Defense Appropriations Subcommittee cleans up on earmarks

Taxpayers for Common Sense has been hard at work sifting through the costly pet projects stuffed into the 2010 Defense appropriations bill, a notorious earmark magnet, and their research does not disappoint.

They found that 4 percent of House members got close to a third of the $2.75 billion earmarks in the bill.

That 4 percent, TCS’s Steve Ellis said, “just happen to be the 18 members of the Defense Appropriations Subcommittee.”

Ellis adds that since 2007, those same 18 members have taken in more than $800,000 in campaign contributions from people who benefitted from the earmarks.

Of the 18 lawmakers who brought home the most bacon, 11 are Democrats and 7 are Republicans, according to an examination of the database provided by TCS.

Those members include Rep. Jim Moran, D-Va., who won 45 earmarks totaling $133,566,000. Moran received the biggest return on his efforts, with $201,100 in contributions from earmark beneficiaries.

Sanford Bishop, D-Ga., another top earmarker, brought home $281,955,000 for pet projects and received from those beneficiaries $67,600 in campaign contributions.

Rep. John Murtha, D-Pa., the subcommittee chair, inserted 20 earmarks totaling $77,500,000 and he received $199,050 in campaign contributions. Rep.
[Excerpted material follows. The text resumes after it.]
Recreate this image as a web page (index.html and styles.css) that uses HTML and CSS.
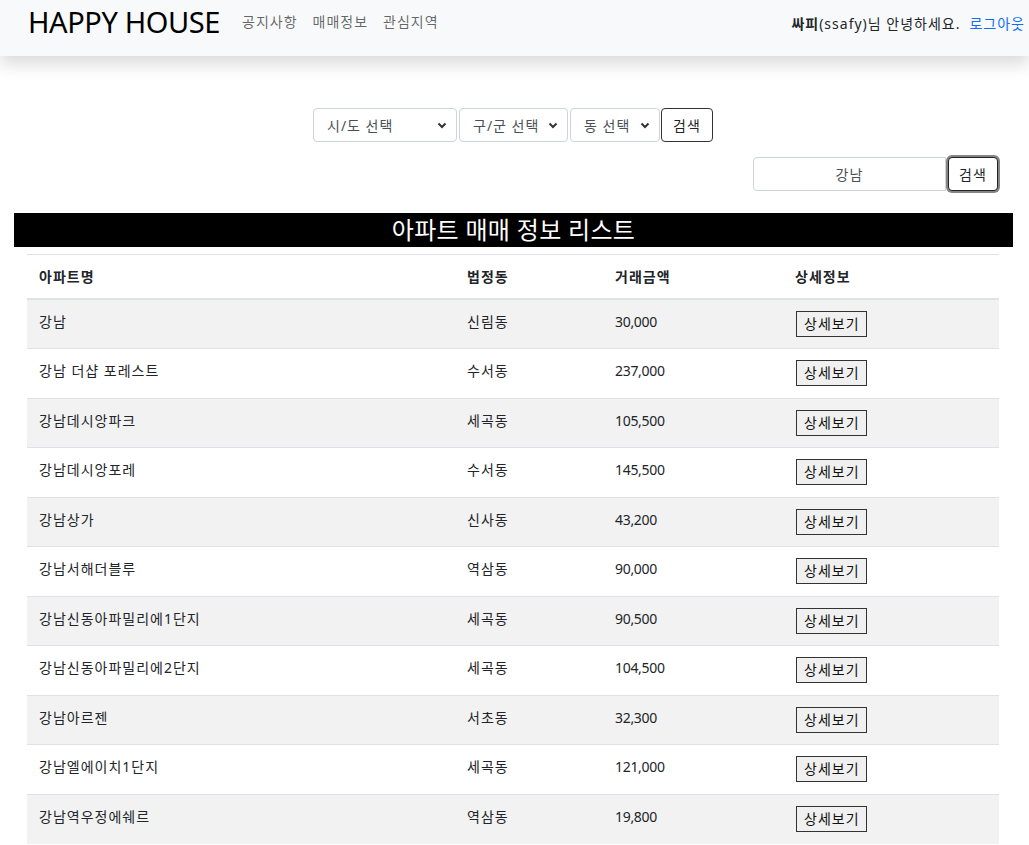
FILE: index.html
```html
<!DOCTYPE html>
<html lang="ko">
<head>
<meta charset="utf-8">
<title>HAPPY HOUSE</title>
<link rel="stylesheet" href="styles.css">
</head>
<body>
<nav class="navbar">
  <a class="brand" href="#">HAPPY HOUSE</a>
  <ul class="nav-links">
    <li><a href="#">공지사항</a></li>
    <li><a href="#">매매정보</a></li>
    <li><a href="#">관심지역</a></li>
  </ul>
  <div class="user">
    <span class="greet"><b>싸피</b>(ssafy)님 안녕하세요.</span>
    <a class="logout" href="#">로그아웃</a>
  </div>
</nav>

<main class="content">
  <form class="region-form">
    <select class="sel sel-sido"><option>시/도 선택</option></select>
    <select class="sel sel-gugun"><option>구/군 선택</option></select>
    <select class="sel sel-dong"><option>동 선택</option></select>
    <button type="button" class="btn-outline">검색</button>
  </form>

  <form class="name-form">
    <input class="name-input" type="text" value="강남">
    <button type="button" class="btn-outline btn-focus">검색</button>
  </form>

  <h2 class="list-title">아파트 매매 정보 리스트</h2>

  <table class="apt-table">
    <colgroup>
      <col class="c1"><col class="c2"><col class="c3"><col class="c4">
    </colgroup>
    <thead>
      <tr><th>아파트명</th><th>법정동</th><th>거래금액</th><th>상세정보</th></tr>
    </thead>
    <tbody>
      <tr><td>강남</td><td>신림동</td><td class="num">30,000</td><td><button type="button" class="btn-detail">상세보기</button></td></tr>
      <tr><td>강남 더샵 포레스트</td><td>수서동</td><td class="num">237,000</td><td><button type="button" class="btn-detail">상세보기</button></td></tr>
      <tr><td>강남데시앙파크</td><td>세곡동</td><td class="num">105,500</td><td><button type="button" class="btn-detail">상세보기</button></td></tr>
      <tr><td>강남데시앙포레</td><td>수서동</td><td class="num">145,500</td><td><button type="button" class="btn-detail">상세보기</button></td></tr>
      <tr><td>강남상가</td><td>신사동</td><td class="num">43,200</td><td><button type="button" class="btn-detail">상세보기</button></td></tr>
      <tr><td>강남서해더블루</td><td>역삼동</td><td class="num">90,000</td><td><button type="button" class="btn-detail">상세보기</button></td></tr>
      <tr><td>강남신동아파밀리에1단지</td><td>세곡동</td><td class="num">90,500</td><td><button type="button" class="btn-detail">상세보기</button></td></tr>
      <tr><td>강남신동아파밀리에2단지</td><td>세곡동</td><td class="num">104,500</td><td><button type="button" class="btn-detail">상세보기</button></td></tr>
      <tr><td>강남아르젠</td><td>서초동</td><td class="num">32,300</td><td><button type="button" class="btn-detail">상세보기</button></td></tr>
      <tr><td>강남엘에이치1단지</td><td>세곡동</td><td class="num">121,000</td><td><button type="button" class="btn-detail">상세보기</button></td></tr>
      <tr><td>강남역우정에쉐르</td><td>역삼동</td><td class="num">19,800</td><td><button type="button" class="btn-detail">상세보기</button></td></tr>
    </tbody>
  </table>
</main>
</body>
</html>
```

FILE: styles.css
```css
* { box-sizing: border-box; }

html, body {
  margin: 0;
  padding: 0;
  background: #fff;
}

body {
  font-family: "Noto Sans", "Noto Sans CJK KR", sans-serif;
  font-size: 14px;
  line-height: 1.5;
  color: #212529;
  letter-spacing: 1px;
}

a { text-decoration: none; }

/* ---------- navbar ---------- */
.navbar {
  display: flex;
  align-items: center;
  height: 56px;
  padding: 0 4px 14px 28px;
  background: #f8f9fa;
  box-shadow: 0 8px 16px rgba(0, 0, 0, 0.15);
  position: relative;
  z-index: 1;
}

.brand {
  font-size: 29px;
  line-height: 1;
  color: #000;
  margin-right: 22px;
  letter-spacing: -0.4px;
}

.nav-links {
  display: flex;
  gap: 15px;
  list-style: none;
  margin: 0;
  padding: 0;
}

.nav-links a {
  color: rgba(0, 0, 0, 0.6);
  font-size: 14px;
}

.user {
  margin-left: auto;
  display: flex;
  gap: 9px;
  font-size: 14px;
  color: #212529;
  padding-top: 4px;
}

.user b { font-weight: 700; }

.logout { color: #0d6efd; }

/* ---------- forms ---------- */
.content {
  padding-top: 52px;
}

.region-form {
  display: flex;
  justify-content: center;
  gap: 2px;
  padding-right: 3px;
}

.sel {
  height: 34px;
  border: 1px solid #ced4da;
  border-radius: 4px;
  background: #fff url("data:image/svg+xml,%3Csvg xmlns='http://www.w3.org/2000/svg' width='10' height='8' viewBox='0 0 10 8'%3E%3Cpath d='M1.5 2.5 L5 6 L8.5 2.5' fill='none' stroke='%23333' stroke-width='2'/%3E%3C/svg%3E") no-repeat right 9px center;
  appearance: none;
  -webkit-appearance: none;
  font-family: inherit;
  font-size: 14px;
  letter-spacing: 1px;
  color: #495057;
  padding: 0 22px 0 13px;
}

.sel-sido { width: 144px; }
.sel-gugun { width: 109px; }
.sel-dong { width: 90px; }

.btn-outline {
  height: 34px;
  border: 1px solid #333;
  border-radius: 4px;
  background: #fff;
  font-family: inherit;
  font-size: 14px;
  letter-spacing: 1px;
  color: #212529;
  padding: 0 10px;
}

.region-form .btn-outline { width: 52px; margin-left: -1px; }

.name-form {
  display: flex;
  justify-content: flex-end;
  margin-top: 15px;
  padding-right: 31px;
}

.name-input {
  width: 193px;
  height: 34px;
  border: 1px solid #ced4da;
  border-radius: 4px 0 0 4px;
  text-align: center;
  font-family: inherit;
  font-size: 14px;
  letter-spacing: 1px;
  color: #495057;
  padding: 0 8px;
}

.btn-focus {
  width: 50px;
  margin-left: 2px;
  border-radius: 4px;
  border: 1px solid #222;
  box-shadow: 0 0 0 2px #858585;
}

/* ---------- title ---------- */
.list-title {
  margin: 22px 16px 7px 14px;
  height: 34px;
  line-height: 34px;
  background: #000;
  color: #fff;
  text-align: center;
  font-size: 24px;
  font-weight: 400;
  letter-spacing: 0.3px;
}

/* ---------- table ---------- */
.apt-table {
  margin-left: 27px;
  width: 972px;
  border-collapse: collapse;
  table-layout: fixed;
}

.c1 { width: 428px; }
.c2 { width: 148px; }
.c3 { width: 180px; }
.c4 { width: 216px; }

.apt-table th,
.apt-table td {
  text-align: left;
  vertical-align: top;
  padding: 11px 12px 11px;
  border-top: 1px solid #dee2e6;
  font-size: 14px;
  line-height: 21px;
}

.apt-table th {
  font-weight: 700;
  border-bottom: 2px solid #dee2e6;
}

.apt-table td {
  height: 49.5px;
}

.apt-table td.num {
  letter-spacing: -0.3px;
}

.apt-table tbody tr:nth-child(odd) {
  background: #f2f2f2;
}

.btn-detail {
  height: 26px;
  margin-left: 1px;
  padding: 0 6px 0 7px;
  border: 1px solid #333;
  background: #f0f0f0;
  font-family: inherit;
  font-size: 14px;
  letter-spacing: 1px;
  line-height: 22px;
  color: #111;
  vertical-align: top;
}
```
C.W. Bill Young, R-Fla., the former Appropriations Committee chair, got 35 earmarks worth $115,700,000. Campaign contributions from those earmark beneficiaries totaled $123,800.

“In the earmark spending game, it’s all about who you know and whether you pony up campaign cash,” Ellis said. “The members of the defense spending panel are the ones writing the checks and they shower most of that cash on their district and campaign contributors.”